Thousands of youngsters across England are at increased risk of contracting killer infections because one in ten are not given the MMR jab.
According to NHS figures, the number of children receiving the MMR vaccination has continued to decrease since 2013/14.
Children are supposed to receive the MMR injection before their second birthday.
With only 91% of England’s children receiving the MMR jab in 2017/2018, the country is not reaching the World Health Organisation’s immunisation target of 95%.

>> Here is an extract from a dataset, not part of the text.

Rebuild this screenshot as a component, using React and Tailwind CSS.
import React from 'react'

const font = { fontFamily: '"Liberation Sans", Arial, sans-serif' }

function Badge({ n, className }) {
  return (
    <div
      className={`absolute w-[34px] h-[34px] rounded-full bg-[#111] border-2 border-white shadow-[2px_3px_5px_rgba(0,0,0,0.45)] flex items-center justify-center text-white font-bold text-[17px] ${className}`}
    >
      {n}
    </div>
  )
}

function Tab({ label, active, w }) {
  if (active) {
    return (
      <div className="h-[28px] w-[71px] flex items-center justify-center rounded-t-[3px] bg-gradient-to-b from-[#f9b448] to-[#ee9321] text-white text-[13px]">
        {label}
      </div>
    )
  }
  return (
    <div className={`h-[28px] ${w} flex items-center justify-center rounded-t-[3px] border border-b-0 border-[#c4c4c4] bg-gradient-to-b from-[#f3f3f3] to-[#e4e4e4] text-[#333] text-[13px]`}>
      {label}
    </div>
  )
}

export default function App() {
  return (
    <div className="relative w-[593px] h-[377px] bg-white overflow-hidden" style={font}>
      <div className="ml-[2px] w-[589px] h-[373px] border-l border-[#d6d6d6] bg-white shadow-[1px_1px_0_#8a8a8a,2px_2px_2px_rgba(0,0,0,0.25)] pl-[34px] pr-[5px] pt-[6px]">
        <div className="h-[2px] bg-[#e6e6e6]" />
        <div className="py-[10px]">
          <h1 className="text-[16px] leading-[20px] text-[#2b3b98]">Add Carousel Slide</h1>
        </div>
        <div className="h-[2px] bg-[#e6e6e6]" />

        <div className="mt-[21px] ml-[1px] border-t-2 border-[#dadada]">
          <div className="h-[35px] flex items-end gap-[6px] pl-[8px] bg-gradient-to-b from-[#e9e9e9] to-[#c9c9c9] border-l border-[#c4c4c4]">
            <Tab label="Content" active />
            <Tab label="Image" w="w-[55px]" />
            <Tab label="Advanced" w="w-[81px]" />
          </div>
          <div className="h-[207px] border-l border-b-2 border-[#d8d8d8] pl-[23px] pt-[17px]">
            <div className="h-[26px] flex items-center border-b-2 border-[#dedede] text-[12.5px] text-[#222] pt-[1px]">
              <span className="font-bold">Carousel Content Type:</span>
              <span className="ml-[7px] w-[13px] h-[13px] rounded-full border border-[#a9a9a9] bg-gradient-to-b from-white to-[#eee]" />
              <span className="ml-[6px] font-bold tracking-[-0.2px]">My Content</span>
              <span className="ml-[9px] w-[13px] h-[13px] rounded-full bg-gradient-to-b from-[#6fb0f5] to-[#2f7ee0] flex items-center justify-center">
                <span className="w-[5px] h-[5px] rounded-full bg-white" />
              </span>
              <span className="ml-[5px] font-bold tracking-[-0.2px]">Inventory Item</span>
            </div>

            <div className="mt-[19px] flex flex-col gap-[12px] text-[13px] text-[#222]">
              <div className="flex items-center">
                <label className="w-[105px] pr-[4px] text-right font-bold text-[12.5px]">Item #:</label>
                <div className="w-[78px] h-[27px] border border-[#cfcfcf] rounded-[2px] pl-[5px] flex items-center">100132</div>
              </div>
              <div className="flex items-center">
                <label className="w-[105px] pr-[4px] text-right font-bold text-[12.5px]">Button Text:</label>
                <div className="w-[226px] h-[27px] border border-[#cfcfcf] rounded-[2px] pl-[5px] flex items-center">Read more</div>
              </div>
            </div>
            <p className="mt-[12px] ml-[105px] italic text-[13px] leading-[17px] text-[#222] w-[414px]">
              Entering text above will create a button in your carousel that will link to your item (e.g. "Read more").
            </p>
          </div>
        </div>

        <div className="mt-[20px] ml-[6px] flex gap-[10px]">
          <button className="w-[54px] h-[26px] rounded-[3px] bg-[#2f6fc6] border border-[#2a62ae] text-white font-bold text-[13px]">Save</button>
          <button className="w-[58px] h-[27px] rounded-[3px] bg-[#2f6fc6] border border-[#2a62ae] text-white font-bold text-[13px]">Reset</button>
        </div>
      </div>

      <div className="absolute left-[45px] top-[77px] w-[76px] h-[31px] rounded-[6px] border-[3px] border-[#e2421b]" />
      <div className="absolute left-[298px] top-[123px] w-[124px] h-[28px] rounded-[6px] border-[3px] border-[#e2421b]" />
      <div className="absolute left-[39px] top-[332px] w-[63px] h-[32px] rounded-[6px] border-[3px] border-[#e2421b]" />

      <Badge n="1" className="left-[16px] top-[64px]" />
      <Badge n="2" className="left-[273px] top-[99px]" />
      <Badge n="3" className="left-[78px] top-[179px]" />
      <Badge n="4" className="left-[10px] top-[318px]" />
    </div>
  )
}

Chief executive of the British Society for Immunology, Dr Doug Brown said: “We are currently witnessing the impact of this lower vaccination rate in the ongoing measles outbreak in England. To date, 876 cases of measles have been confirmed this year, more than three times the number recorded in the whole of 2017.
“We need to redouble efforts to ensure that vaccination rates improve and that our communities benefit from continued protection against this serious disease.”
The NHS Digital figures in the Childhood Vaccination Coverage Statistics-England 2017-18 report showed the immunisation rates of children up to the age of 5 years in nine regions. It revealed that the number of children receiving vaccinations across England varied.
In London, under-twos had the lowest immunisation rate of just 85%. However, children in the North East of England benefitted from the highest rate, at 94.5%.
The figures in the report also showed that vaccination rates for diseases such as diphtheria, tetanus, polio, pneumococcal disease, meningococcal C and haemophilus influenzae type B (hib) are also falling.
The number of one-year-olds receiving the five-in-one jab which protects against diphtheria, tetanus, whooping cough, polio, and Hib was found to have dropped for the fifth year in a row, falling by 1.6% to 93% for 2017-18.